SequenceFile is a flat file consisting of binary key/value pairs. It is extensively used in MapReduce as input/output formats. It is also worth noting that, internally, the temporary outputs of maps are stored using SequenceFile.
The SequenceFile provides a Writer, Reader and Sorter classes for writing, reading and sorting respectively.
There are 3 different SequenceFile formats:
- Uncompressed key/value records.
- Record compressed key/value records - only 'values' are compressed here.
- Block compressed key/value records - both keys and values are collected in 'blocks' separately and compressed. The size of the 'block' is configurable.
The recommended way is to use the SequenceFile.createWriter methods to construct the 'preferred' writer implementation.
The SequenceFile.Reader acts as a bridge and can read any of the above SequenceFile formats.
This section describes the format for the latest 'version 6' of SequenceFiles.
Essentially there are 3 different file formats for SequenceFiles depending on whether compression and block compression are active.
However all of the above formats share a common header (which is used by the SequenceFile.Reader to return the appropriate key/value pairs). The next section summarises the header:
SequenceFile Common Header
version - A byte array: 3 bytes of magic header 'SEQ', followed by 1 byte of actual version no. (e.g. SEQ4 or SEQ6)
- keyClassName - String
- valueClassName - String
compression - A boolean which specifies if compression is turned on for keys/values in this file.
blockCompression - A boolean which specifies if block compression is turned on for keys/values in this file.
compressor class - The classname of the CompressionCodec which is used to compress/decompress keys and/or values in this SequenceFile (if compression is enabled).
metadata - SequenceFile.Metadata for this file (key/value pairs)
- sync - A sync marker to denote end of the header.
All strings are serialized using Text.writeString api.

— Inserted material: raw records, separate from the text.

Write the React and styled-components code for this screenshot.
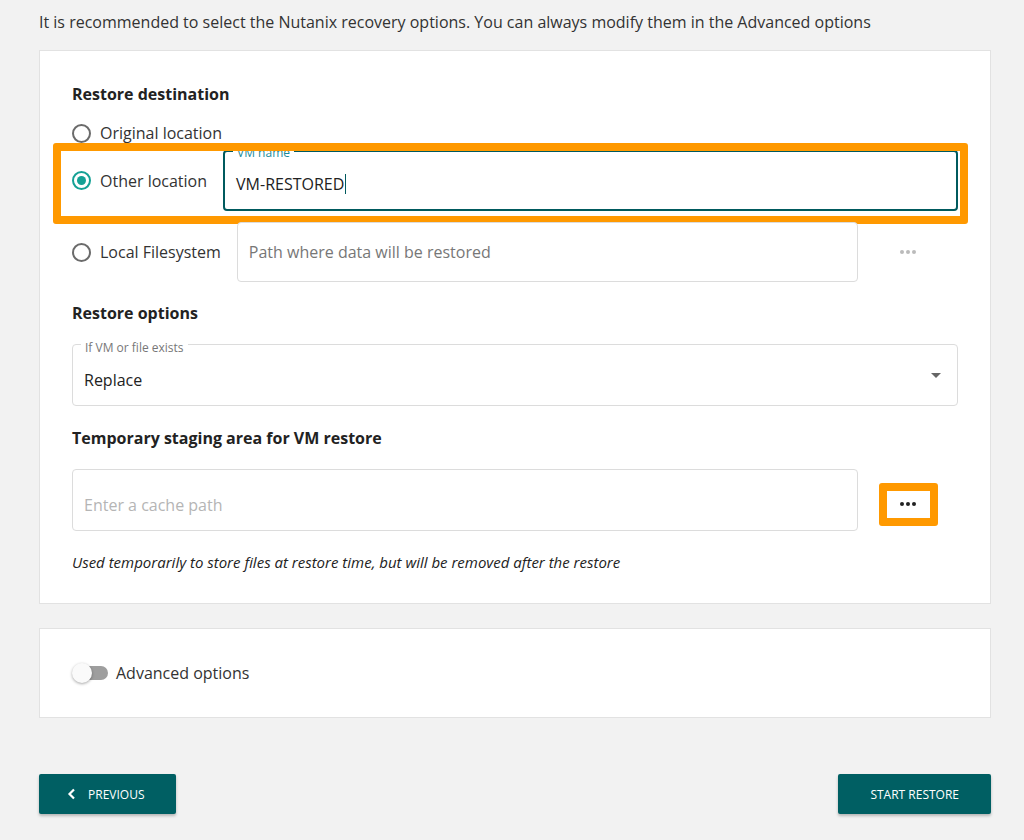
import React from "react";
import styled, { createGlobalStyle } from "styled-components";

const GlobalStyle = createGlobalStyle`
  body {
    margin: 0;
    background: #f2f2f2;
    font-family: "Open Sans", "Noto Sans", sans-serif;
    color: #333;
  }
`;

const Page = styled.div`
  padding: 11px 33px 26px 39px;
`;

const Intro = styled.p`
  margin: 0 0 17px;
  font-size: 16px;
  line-height: 22px;
`;

const Card = styled.section`
  background: #fff;
  border: 1px solid #e2e2e2;
  padding: ${({ $pad }) => $pad || "31px 32px"};
`;

const Heading = styled.h3`
  margin: ${({ $top }) => $top || 0}px 0 0;
  font-size: 16px;
  line-height: 24px;
  font-weight: 700;
  color: #222;
`;

const Row = styled.div`
  position: relative;
  display: flex;
  align-items: center;
  gap: 16px;
  margin-top: ${({ $top }) => $top}px;
  min-height: 24px;
`;

const Radio = styled.label`
  display: flex;
  align-items: center;
  gap: 9px;
  font-size: 16px;
  line-height: 24px;
  color: #333;
  white-space: nowrap;
`;

const Circle = styled.span`
  box-sizing: border-box;
  width: 19px;
  height: 19px;
  border-radius: 50%;
  border: 2px solid ${({ $on }) => ($on ? "#15a195" : "#6b6b6b")};
  display: flex;
  align-items: center;
  justify-content: center;
  &::after {
    content: "";
    display: ${({ $on }) => ($on ? "block" : "none")};
    width: 9px;
    height: 9px;
    border-radius: 50%;
    background: #15a195;
  }
`;

const Field = styled.div`
  position: relative;
  box-sizing: border-box;
  flex: 1;
  height: ${({ $h }) => $h || 61}px;
  display: flex;
  align-items: center;
  padding: ${({ $shift }) => $shift || 0}px 11px 0;
  border: ${({ $active }) => ($active ? "2px solid #005a5e" : "1px solid #dcdcdc")};
  border-radius: 4px;
  font-size: 16px;
  color: ${({ $muted }) => $muted || "#222"};
  background: #fff;
`;

const FloatLabel = styled.span`
  position: absolute;
  top: ${({ $top }) => $top}px;
  left: 8px;
  padding: 0 4px;
  background: #fff;
  font-size: 12px;
  line-height: 14px;
  color: ${({ $color }) => $color || "#777"};
`;

const Caret = styled.span`
  width: 1px;
  height: 20px;
  margin-left: 1px;
  background: #005a5e;
`;

const Arrow = styled.span`
  position: absolute;
  right: 16px;
  top: 28px;
  border-left: 5px solid transparent;
  border-right: 5px solid transparent;
  border-top: 5px solid #666;
`;

const DotsSlot = styled.div`
  box-sizing: border-box;
  width: 84px;
  padding-right: 16px;
  display: flex;
  justify-content: center;
  align-items: center;
`;

const Dots = styled.button`
  box-sizing: border-box;
  flex: none;
  width: ${({ $framed }) => ($framed ? 59 : 42)}px;
  height: ${({ $framed }) => ($framed ? 43 : 26)}px;
  margin-top: ${({ $framed }) => ($framed ? 8 : 0)}px;
  border: ${({ $framed }) => ($framed ? "8px solid #ff9900" : "none")};
  border-radius: 3px;
  background: #fff;
  display: flex;
  align-items: center;
  justify-content: center;
  gap: 2px;
  padding: 0;
  span {
    width: 4px;
    height: 4px;
    border-radius: 50%;
    background: ${({ $framed }) => ($framed ? "#222" : "#bbb")};
  }
`;

const Highlight = styled.div`
  position: absolute;
  left: -19px;
  right: -10px;
  top: -7px;
  bottom: -13px;
  border: 8px solid #ff9900;
  border-radius: 3px;
  pointer-events: none;
`;

const Help = styled.p`
  margin: 21px 0 0;
  font-size: 15px;
  line-height: 20px;
  font-style: italic;
  color: #222;
`;

const Spacer = styled.div`
  height: ${({ $h }) => $h}px;
`;

const Toggle = styled.span`
  position: relative;
  display: inline-block;
  width: 36px;
  height: 14px;
  &::before {
    content: "";
    position: absolute;
    left: 4px;
    right: 0;
    top: 0;
    bottom: 0;
    border-radius: 7px;
    background: #9e9e9e;
  }
  &::after {
    content: "";
    position: absolute;
    left: 0;
    top: -3px;
    width: 20px;
    height: 20px;
    border-radius: 50%;
    background: #fafafa;
    box-shadow: 0 1px 3px rgba(0, 0, 0, 0.35);
  }
`;

const ToggleRow = styled.div`
  display: flex;
  align-items: center;
  gap: 8px;
  font-size: 16px;
  color: #333;
`;

const Footer = styled.div`
  display: flex;
  justify-content: space-between;
  margin-top: 56px;
`;

const Button = styled.button`
  height: 40px;
  padding: ${({ $back }) => ($back ? "0 32px 0 28px" : "0 32px")};
  display: flex;
  align-items: center;
  gap: 11px;
  border: none;
  border-radius: 2px;
  background: #005f63;
  color: #fff;
  font-family: "Open Sans", "Noto Sans", sans-serif;
  font-size: 12px;
  text-transform: uppercase;
  box-shadow: 0 2px 3px rgba(0, 0, 0, 0.25);
`;

const Dotted = ({ framed }) => (
  <Dots $framed={framed}>
    <span />
    <span />
    <span />
  </Dots>
);

export default function App() {
  return (
    <Page>
      <GlobalStyle />
      <Intro>
        It is recommended to select the Nutanix recovery options. You can always modify them in the Advanced options
      </Intro>

      <Card>
        <Heading>Restore destination</Heading>
        <Row $top={15}>
          <Radio>
            <Circle />
            Original location
          </Radio>
        </Row>
        <Row $top={5}>
          <Radio>
            <Circle $on />
            Other location
          </Radio>
          <Field $active $shift={6}>
            <FloatLabel $top={-6} $color="#1a8a99">VM name</FloatLabel>
            VM-RESTORED
            <Caret />
          </Field>
          <Highlight />
        </Row>
        <Row $top={11}>
          <Radio>
            <Circle />
            Local Filesystem
          </Radio>
          <Field $h={60} $muted="#777">
            Path where data will be restored
          </Field>
          <DotsSlot>
            <Dotted />
          </DotsSlot>
        </Row>

        <Heading $top={19}>Restore options</Heading>
        <Row $top={19}>
          <Field $h={62} $shift={9}>
            <FloatLabel $top={-4}>If VM or file exists</FloatLabel>
            Replace
            <Arrow />
          </Field>
        </Row>

        <Heading $top={20}>Temporary staging area for VM restore</Heading>
        <Row $top={19}>
          <Field $h={62} $shift={9} $muted="#b5b5b5">
            Enter a cache path
          </Field>
          <DotsSlot>
            <Dotted framed />
          </DotsSlot>
        </Row>
        <Help>Used temporarily to store files at restore time, but will be removed after the restore</Help>
      </Card>

      <Spacer $h={24} />

      <Card $pad="33px 32px">
        <ToggleRow>
          <Toggle />
          Advanced options
        </ToggleRow>
      </Card>

      <Footer>
        <Button $back>
          <svg width="10" height="12" viewBox="0 0 10 12">
            <path d="M7 1.5 L2.5 6 L7 10.5" fill="none" stroke="#fff" strokeWidth="2.2" />
          </svg>
          Previous
        </Button>
        <Button>Start restore</Button>
      </Footer>
    </Page>
  );
}
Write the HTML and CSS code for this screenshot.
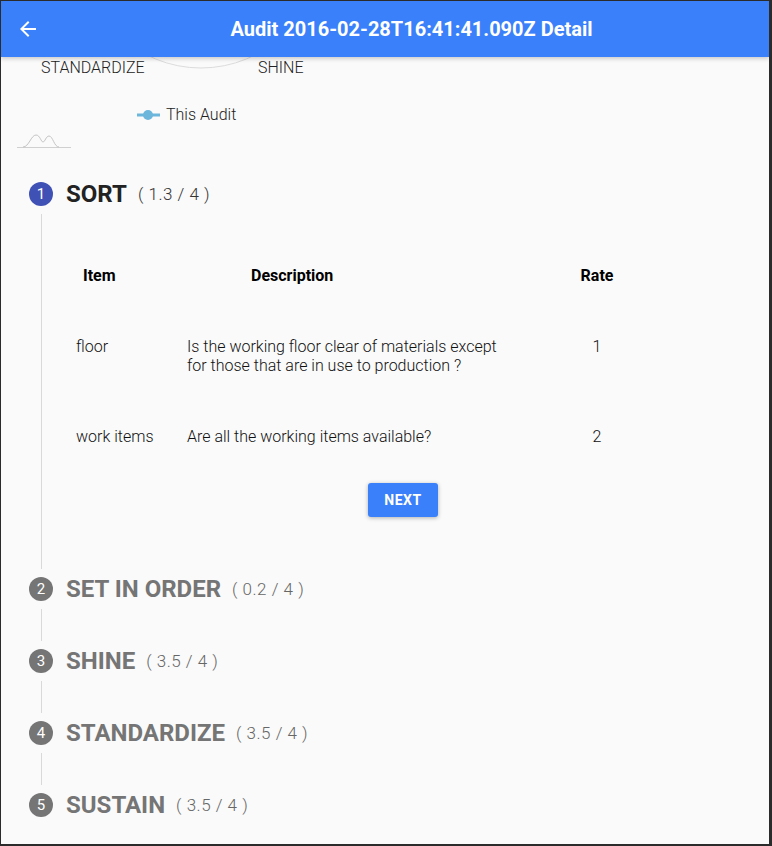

The formats for Uncompressed and RecordCompressed Writers are very similar:
Uncompressed & RecordCompressed Writer Format
- Record length
- Key length
- (Compressed?) Value
- A sync-marker every few k bytes or so.
The sync marker permits seeking to a random point in a file and then re-synchronizing input with record boundaries. This is required to be able to efficiently split large files for MapReduce processing.
The format for the BlockCompressedWriter is as follows:
BlockCompressed Writer Format
A sync-marker to help in seeking to a random point in the file and then seeking to next record block.
The compressed blocks of key lengths and value lengths consist of the actual lengths of individual keys/values encoded in ZeroCompressedInteger format.